David Gordon, dean of Manchester Medical School and head of the CHMS, asks:

"Has the government really thought through what this means? Every medical school in the country has areas of research that are internationally excellent. There's a risk we will lose some of that."

He points out that research in medical schools depends to a great extent on the patients they have. He fears concentrating research in the so-called golden triangle of Oxbridge and London would lead to a sort of research colonialism. "If you have an interesting clinical problem in patients in Manchester, are you going to say someone from a university in the Southeast should look at it?" he asks.

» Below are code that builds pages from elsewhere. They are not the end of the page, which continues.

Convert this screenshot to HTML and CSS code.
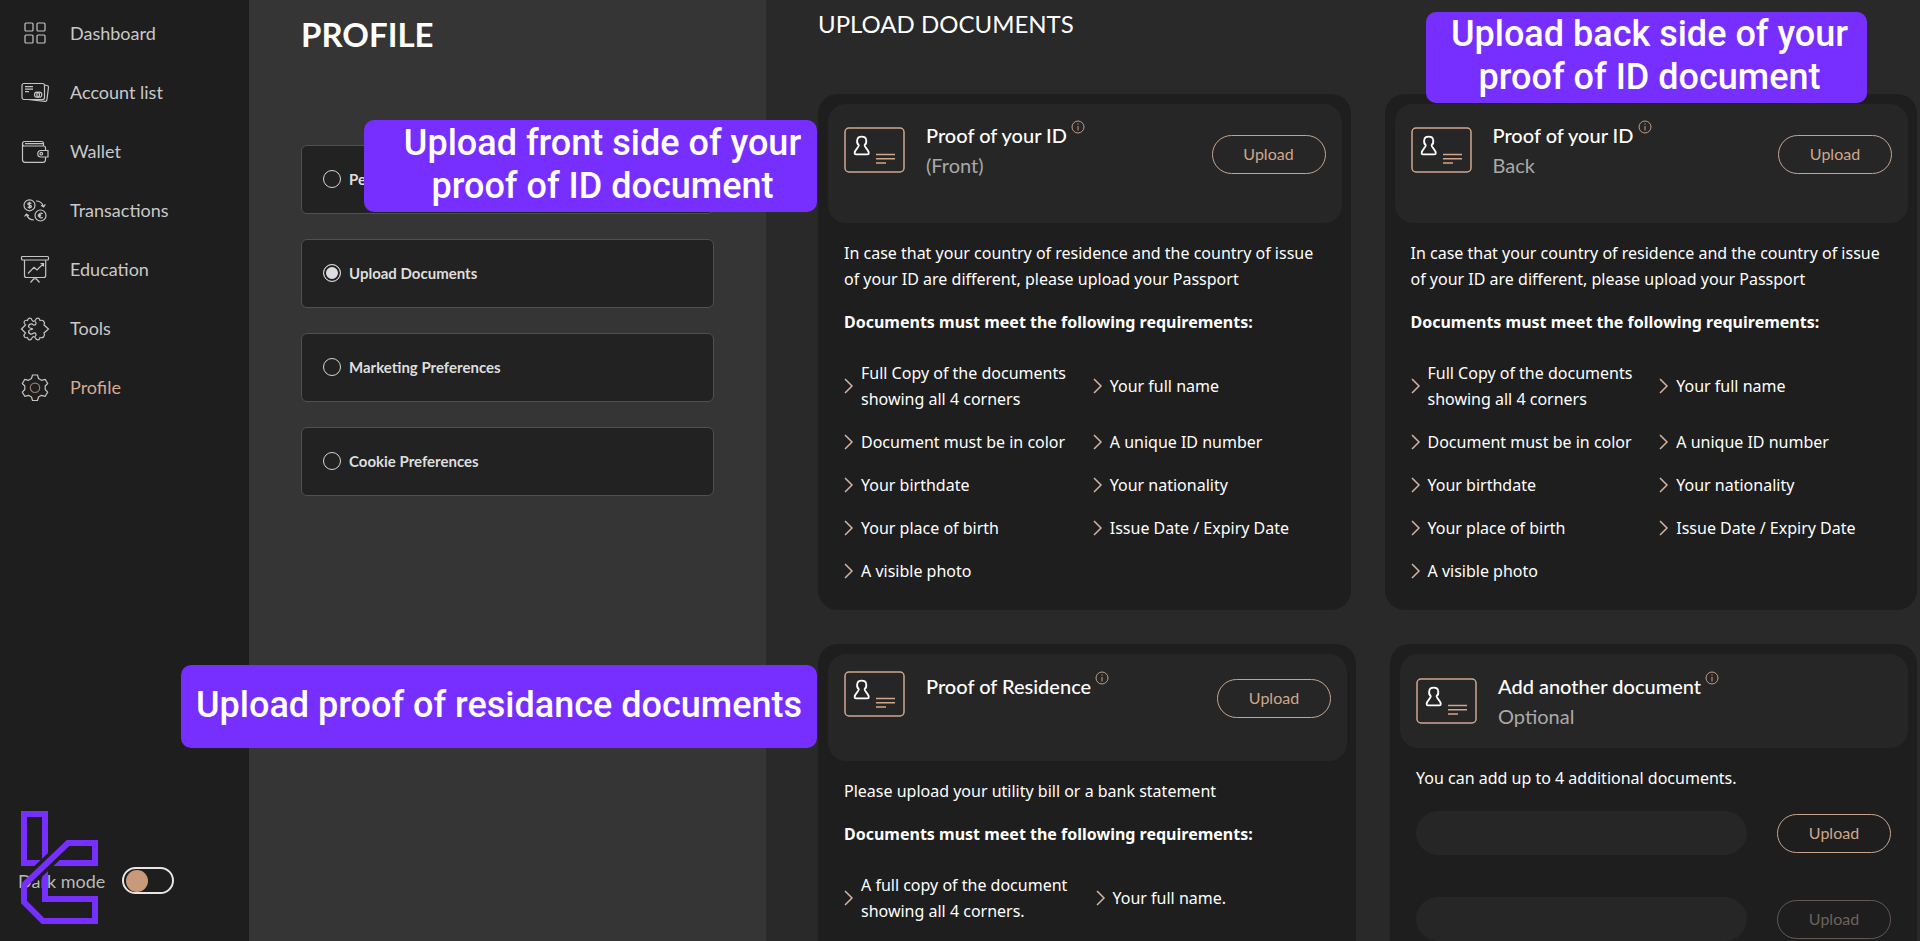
FILE: index.html
```html
<!DOCTYPE html>
<html lang="en">
<head>
<meta charset="utf-8">
<meta name="viewport" content="width=device-width, initial-scale=1">
<title>Profile - Upload Documents</title>
<link rel="stylesheet" href="styles.css">
</head>
<body>
<svg class="sprite" aria-hidden="true">
  <symbol id="chevron" viewBox="0 0 10 16"><path d="M1 1l7 7-7 7"/></symbol>
  <symbol id="info" viewBox="0 0 14 14"><circle cx="7" cy="7" r="6"/><path d="M7 6v4.500M7 3.400v1.200"/></symbol>
  <symbol id="idcard" viewBox="0 0 61 46">
    <rect x="1" y="1" width="59" height="44" rx="4" stroke="#d0a78c" stroke-width="1.500"/>
    <path d="M14.800 18.300C13 16.800 12.700 14.800 13.300 12.400c.8-3.600 8-3.600 8.800 0 .6 2.400.3 4.400-1.500 5.900 0 2 4.200 4.600 4.200 7.700 0 .9-.5 1.400-1.400 1.400H12c-.9 0-1.400-.5-1.400-1.400 0-3.100 4.200-5.700 4.200-7.700z" stroke="#fff" stroke-width="1.800"/>
    <path d="M32 27.500h19M32 31.800h19M32 36h10" stroke="#d0a78c" stroke-width="1.500"/>
  </symbol>
</svg>

<div class="app">
  <aside class="sidebar">
    <nav class="nav">
      <a class="nav-link" href="#"><svg class="nav-icon" viewBox="0 0 30 30"><rect x="5" y="5" width="8" height="8" rx="1"/><rect x="17" y="5" width="8" height="8" rx="1"/><rect x="5" y="17" width="8" height="8" rx="1"/><rect x="17" y="17" width="8" height="8" rx="1"/></svg>Dashboard</a>
      <a class="nav-link" href="#"><svg class="nav-icon" viewBox="0 0 30 30"><rect x="2" y="6.500" width="22.500" height="16" rx="2"/><path d="M24.500 8l2.600.5c1 .2 1.500.8 1.400 1.800l-1.600 12.500c-.2 1-.8 1.600-1.800 1.500L8 22.500M5 9.700h8M5 12.200h8M5 14.700h4"/><circle cx="17" cy="17.700" r="2.500"/><circle cx="19.300" cy="17.700" r="2.500"/></svg>Account list</a>
      <a class="nav-link" href="#"><svg class="nav-icon" viewBox="0 0 30 30"><path d="M25.500 14.500V12c0-1.200-.6-2-1.800-2H4.500C1.800 10 1.800 5.500 4.500 5.500h17c1.500 0 2 .8 2 2V10M2.500 7.500v16.300c0 1.700.8 2.500 2.500 2.500h18c1.700 0 2.500-.8 2.500-2.500V21M5 7.700h18"/><path d="M28 14.500h-7c-4.300 0-4.300 6.500 0 6.500h7z"/><circle cx="21.300" cy="17.700" r="1.300"/></svg>Wallet</a>
      <a class="nav-link" href="#"><svg class="nav-icon" viewBox="0 0 30 30"><circle cx="9.500" cy="10.300" r="5.500"/><circle cx="20.500" cy="20.500" r="5.500"/><path d="M16 6c3.800 0 6.300 2 7.500 5.500M21 10.300l2.600 1.600 1.700-2.500M14 25c-3.800 0-6.300-2-7.500-5.500M4.500 21.500l1.900-2.400 2.500 1.600"/><path stroke-width="1.300" d="M11.300 8.700c-.9-1.300-3.600-1-3.500.3.100 1.600 3.600.9 3.600 2.600 0 1.400-2.900 1.600-3.700.2M9.500 6.800v7M22.600 18.800c-1.600-1.500-3.600-.5-3.600 1.700s2 3.200 3.600 1.700M17.800 20h3.400M17.800 21.200h3"/></svg>Transactions</a>
      <a class="nav-link" href="#"><svg class="nav-icon" viewBox="0 0 30 30"><rect x="1.500" y="2.500" width="27" height="3.500" rx="1"/><path d="M4.500 6v15.500c0 1.200.6 2 1.800 2h17.400c1.200 0 2-.8 2-2V6M8 19.500l6-6.200 3 2.700 6-6M20.500 9.500H23.500V12.500M15 23.500v2M14 24.500l-3.500 4M16 24.500l3.500 4"/></svg>Education</a>
      <a class="nav-link" href="#"><svg class="nav-icon" viewBox="0 0 30 30"><path d="M1.500 16L5.500 12C2.500 9.500 4.500 6.500 7.500 7.500C8 4.500 11 4.500 12 7C13 9 14.500 8.500 15.500 7C16.500 4.500 19.500 4.500 20 7.500C23 6.500 25.500 9 24 12L28.500 16L24 20C25.500 23 23 25.500 20 24.500C19.500 27.500 16.500 27.500 15.500 25C14.500 23.500 13 23 12 25C11 27.500 8 27.500 7.500 24.500C4.500 25.500 2.500 22.500 5.500 20z"/><path d="M15 8.500C17 10 16 12.500 13.500 12C11 9.500 7.500 12 9 14.500C9.800 15.500 11.500 15 12.500 16C11.500 17 9.800 16.500 9 17.500C7.500 20 11 22.500 13.500 20C16 19.500 17 22 15 23.500"/></svg>Tools</a>
      <a class="nav-link nav-link-active" href="#" aria-current="page"><svg class="nav-icon" viewBox="0 0 30 30"><path d="M12.500 3h5l1 3.500 3 1.800 3.700-.9 2.500 4.100L25.200 14v3.500l2.500 2.600-2.500 4.200-3.700-1-3 1.700-1 3.500h-5l-1-3.500-3-1.700-3.700 1-2.500-4.200 2.500-2.600V14l-2.500-2.500 2.500-4.100 3.700.9 3-1.800z" stroke-linejoin="round"/><circle class="gear-hub" cx="15" cy="15.800" r="4.700"/></svg>Profile</a>
    </nav>
    <div class="mode">
      <label for="dark-mode">Dark mode</label>
      <input class="toggle" type="checkbox" id="dark-mode">
      <svg class="brand" viewBox="0 0 77 113" role="img" aria-label="Brand mark">
        <path d="M24 48V3H3v49h71M24 55v33"/>
        <path class="brand-gap" d="M40 38.700L10 67.300"/>
        <path d="M74 55V32H47L3 74v17l19 19h52V88H21"/>
      </svg>
    </div>
  </aside>

  <section class="profile">
    <h1 class="profile-title">PROFILE</h1>
    <form class="options">
      <label class="option"><input class="radio" type="radio" name="section">Personal Details</label>
      <label class="option"><input class="radio" type="radio" name="section" checked>Upload Documents</label>
      <label class="option"><input class="radio" type="radio" name="section">Marketing Preferences</label>
      <label class="option"><input class="radio" type="radio" name="section">Cookie Preferences</label>
    </form>
  </section>

  <main class="main">
    <h2 class="main-title">UPLOAD DOCUMENTS</h2>
    <div class="cards">
      <article class="card">
        <header class="card-head">
          <svg class="id-icon"><use href="#idcard"/></svg>
          <div class="card-names"><h3>Proof of your ID<svg class="info"><use href="#info"/></svg></h3><p>(Front)</p></div>
          <button class="upload" type="button">Upload</button>
        </header>
        <div class="card-body">
          <p class="note">In case that your country of residence and the country of issue of your ID are different, please upload your Passport</p>
          <p class="lead">Documents must meet the following requirements:</p>
          <ul class="reqs">
            <li><svg class="chev"><use href="#chevron"/></svg><span>Full Copy of the documents showing all 4 corners</span></li>
            <li><svg class="chev"><use href="#chevron"/></svg>Your full name</li>
            <li><svg class="chev"><use href="#chevron"/></svg>Document must be in color</li>
            <li><svg class="chev"><use href="#chevron"/></svg>A unique ID number</li>
            <li><svg class="chev"><use href="#chevron"/></svg>Your birthdate</li>
            <li><svg class="chev"><use href="#chevron"/></svg>Your nationality</li>
            <li><svg class="chev"><use href="#chevron"/></svg>Your place of birth</li>
            <li><svg class="chev"><use href="#chevron"/></svg>Issue Date / Expiry Date</li>
            <li><svg class="chev"><use href="#chevron"/></svg>A visible photo</li>
          </ul>
        </div>
      </article>

      <article class="card">
        <header class="card-head">
          <svg class="id-icon"><use href="#idcard"/></svg>
          <div class="card-names"><h3>Proof of your ID<svg class="info"><use href="#info"/></svg></h3><p>Back</p></div>
          <button class="upload" type="button">Upload</button>
        </header>
        <div class="card-body">
          <p class="note">In case that your country of residence and the country of issue of your ID are different, please upload your Passport</p>
          <p class="lead">Documents must meet the following requirements:</p>
          <ul class="reqs">
            <li><svg class="chev"><use href="#chevron"/></svg><span>Full Copy of the documents showing all 4 corners</span></li>
            <li><svg class="chev"><use href="#chevron"/></svg>Your full name</li>
            <li><svg class="chev"><use href="#chevron"/></svg>Document must be in color</li>
            <li><svg class="chev"><use href="#chevron"/></svg>A unique ID number</li>
            <li><svg class="chev"><use href="#chevron"/></svg>Your birthdate</li>
            <li><svg class="chev"><use href="#chevron"/></svg>Your nationality</li>
            <li><svg class="chev"><use href="#chevron"/></svg>Your place of birth</li>
            <li><svg class="chev"><use href="#chevron"/></svg>Issue Date / Expiry Date</li>
            <li><svg class="chev"><use href="#chevron"/></svg>A visible photo</li>
          </ul>
        </div>
      </article>
    </div>

    <div class="cards cards-uneven">
      <article class="card">
        <header class="card-head card-head-single">
          <svg class="id-icon"><use href="#idcard"/></svg>
          <div class="card-names"><h3>Proof of Residence<svg class="info"><use href="#info"/></svg></h3></div>
          <button class="upload" type="button">Upload</button>
        </header>
        <div class="card-body">
          <p class="note">Please upload your utility bill or a bank statement</p>
          <p class="lead">Documents must meet the following requirements:</p>
          <ul class="reqs">
            <li><svg class="chev"><use href="#chevron"/></svg><span>A full copy of the document showing all 4 corners.</span></li>
            <li><svg class="chev"><use href="#chevron"/></svg>Your full name.</li>
          </ul>
        </div>
      </article>

      <article class="card">
        <header class="card-head card-head-short">
          <svg class="id-icon"><use href="#idcard"/></svg>
          <div class="card-names"><h3>Add another document<svg class="info"><use href="#info"/></svg></h3><p>Optional</p></div>
        </header>
        <div class="card-body">
          <p class="note">You can add up to 4 additional documents.</p>
          <div class="extras">
            <div class="extra"><input class="field" type="text" aria-label="First additional document"><button class="upload" type="button">Upload</button></div>
            <div class="extra"><input class="field" type="text" aria-label="Second additional document"><button class="upload" type="button" disabled>Upload</button></div>
          </div>
        </div>
      </article>
    </div>
  </main>

  <div class="callout callout-front">Upload front side of your<br>proof of ID document</div>
  <div class="callout callout-back">Upload back side of your<br>proof of ID document</div>
  <div class="callout callout-residence">Upload proof of residance documents</div>
</div>
</body>
</html>
```
FILE: styles.css
```css
* { box-sizing: border-box; }

body {
  margin: 0;
  background: #292929;
  color: #fff;
  font-family: "Noto Sans", "Open Sans", sans-serif;
  font-size: 16px;
  line-height: 26px;
}

h1, h2, h3, p, ul { margin: 0; padding: 0; }

.sprite { position: absolute; width: 0; height: 0; }

.app {
  position: relative;
  display: flex;
  height: 100vh;
  overflow: hidden;
  font-family: Lato, sans-serif;
}

/* Sidebar */
.sidebar {
  display: flex;
  flex: 0 0 249px;
  flex-direction: column;
  justify-content: space-between;
  padding: 3px 18px 47px;
  background: #1e1e1e;
}

.nav { display: flex; flex-direction: column; }

.nav-link {
  display: flex;
  align-items: center;
  gap: 20px;
  height: 59px;
  padding-left: 2px;
  color: #c9c9c9;
  font-size: 18px;
  text-decoration: none;
}

.nav-link-active { color: #d6ab92; }

.nav-icon {
  width: 30px;
  height: 30px;
  fill: none;
  stroke: #c4c4c4;
  stroke-width: 1.2;
}

.gear-hub { stroke: #9a7d6c; }

.mode {
  position: relative;
  display: flex;
  align-items: center;
  gap: 17px;
  color: #b9b9b9;
  font-size: 18px;
}

.toggle {
  display: flex;
  align-items: center;
  width: 52px;
  height: 27px;
  margin: 0;
  padding: 0 2px;
  border: 2px solid #e6e6e6;
  border-radius: 14px;
  appearance: none;
}

.toggle::before {
  width: 22px;
  height: 22px;
  border-radius: 50%;
  background: #c99a79;
  content: "";
}

.brand {
  position: absolute;
  bottom: -30px;
  left: 3px;
  width: 77px;
  height: 113px;
  fill: none;
  stroke: #772fff;
  stroke-width: 6;
}

.brand-gap { stroke: #1e1e1e; stroke-width: 13; }

/* Profile sections */
.profile {
  flex: 0 0 517px;
  padding: 14px 52px;
  background: #353535;
}

.profile-title {
  font-size: 33px;
  font-weight: 700;
  line-height: 40px;
}

.options {
  display: flex;
  flex-direction: column;
  gap: 25px;
  margin-top: 91px;
}

.option {
  display: flex;
  align-items: center;
  gap: 8px;
  height: 69px;
  padding: 0 21px 2px;
  border: 1px solid #505050;
  border-radius: 6px;
  background: #222;
  color: #dedede;
  font-size: 15px;
  font-weight: 700;
}

.radio {
  width: 18px;
  height: 18px;
  margin: 0;
  border: 1px solid #d5d5d5;
  border-radius: 50%;
  appearance: none;
}

.radio:checked {
  background: #dcdce2;
  box-shadow: inset 0 0 0 2px #222;
}

/* Documents */
.main {
  flex: 1;
  min-width: 0;
  padding: 9px 3px 0 52px;
}

.main-title {
  margin-bottom: 55px;
  font-size: 24px;
  font-weight: 400;
  line-height: 30px;
}

.cards {
  display: grid;
  grid-template-columns: 1fr 1fr;
  gap: 34px;
  margin-bottom: 34px;
}

.cards-uneven { grid-template-columns: 538fr 527fr; }

.card {
  min-height: 340px;
  padding: 10px 9px 26px 10px;
  border-radius: 20px;
  background: #1e1e1e;
}

.card-head {
  display: flex;
  align-items: center;
  padding: 16px 16px 43px;
  border-radius: 18px;
  background: #262626;
}

.card-head-single { align-items: flex-start; padding: 17px 16px 43px; }
.card-head-short { padding: 17px 16px; }

.id-icon { flex: none; width: 61px; height: 46px; fill: none; }

.card-names {
  flex: 1;
  margin-left: 21px;
  font-size: 20px;
  line-height: 30px;
}

.card-names h3 { font-size: inherit; font-weight: 500; }
.card-names p { color: #a9a9a9; }

.info {
  width: 14px;
  height: 14px;
  margin: 0 0 9px 4px;
  fill: none;
  stroke: #c39c84;
  stroke-width: 1;
  vertical-align: baseline;
}

.upload {
  flex: none;
  width: 114px;
  height: 39px;
  padding: 0 0 2px;
  border: 1px solid #c9a48c;
  border-radius: 20px;
  background: none;
  color: #d0a78c;
  font: 16px Lato, sans-serif;
}

.card-head .upload { margin-top: 8px; }
.upload:disabled { border-color: #635850; color: #6e625a; }

.card-body {
  padding: 17px 0 0 16px;
  font-family: "Noto Sans", "Open Sans", sans-serif;
}

.note { padding-right: 16px; }
.lead { margin-top: 17px; font-weight: 700; }

.reqs {
  display: grid;
  grid-template-columns: 1fr 1fr;
  gap: 17px 0;
  margin-top: 25px;
  list-style: none;
}

.reqs li { display: flex; align-items: center; gap: 7px; }

.chev {
  flex: none;
  width: 10px;
  height: 16px;
  fill: none;
  stroke: #d3b3a2;
  stroke-width: 1.5;
}

.extras {
  display: flex;
  flex-direction: column;
  gap: 42px;
  margin-top: 20px;
  padding-right: 17px;
}

.extra { display: flex; align-items: center; gap: 30px; }

.field {
  flex: 1;
  min-width: 0;
  height: 44px;
  padding: 0 20px;
  border: 0;
  border-radius: 22px;
  background: #262626;
  color: #fff;
  font: inherit;
}

/* Annotations laid over the page */
.callout {
  position: absolute;
  display: flex;
  align-items: center;
  justify-content: center;
  padding-bottom: 3px;
  border-radius: 10px;
  background: #772fff;
  font-family: Roboto, sans-serif;
  font-size: 36px;
  font-weight: 500;
  line-height: 43px;
  text-align: center;
}

.callout-front { top: 120px; left: 364px; width: 453px; height: 92px; padding-left: 24px; }
.callout-back { top: 12px; left: 1426px; width: 441px; height: 91px; padding-left: 6px; }
.callout-residence { top: 665px; left: 181px; width: 636px; height: 83px; }
```
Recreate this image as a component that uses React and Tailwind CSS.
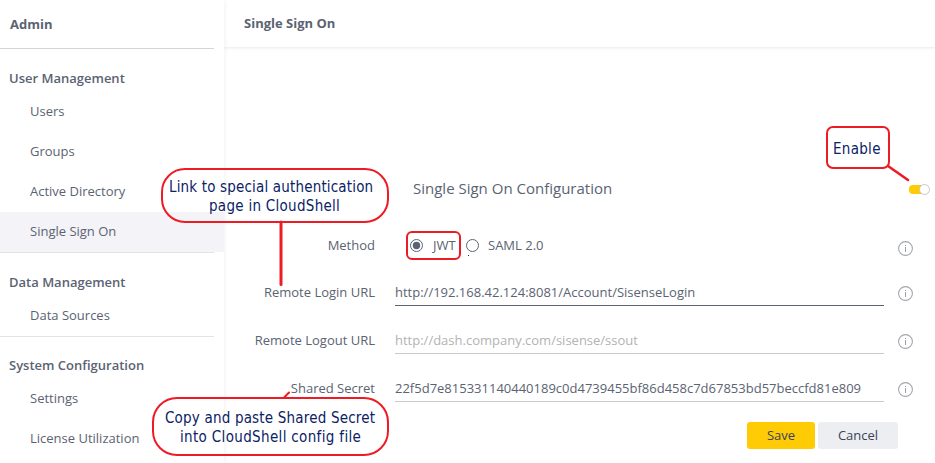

Arts and humanities research does not fit neatly into the concentration model. The Arts and Humanities Research Board allocates 66 per cent of its funding to the top 25 institutions. Its chief executive, Geoffrey Crossick, insists the field needs to maintain 25 research-strong institutions at the very least.

What sets arts and humanities research apart from traditional science is that its costs are not high, so excellent research can spring from universities whose overall research record is poor. But if research is concentrated, the AHRB might not have such a wide variety of institutions to commission from and Crossick fears this could result in stagnation.

Emotions are certainly running high. Academics such as Beveridge are resigned to losing this particular battle. "The general feeling is this government has decided what it will do," he says.

But others are not prepared to concede defeat. "The trend we are seeing is not likely to be reversed overnight. But I don't think people will give up," Driscoll concludes. "There is enormous opposition to this policy."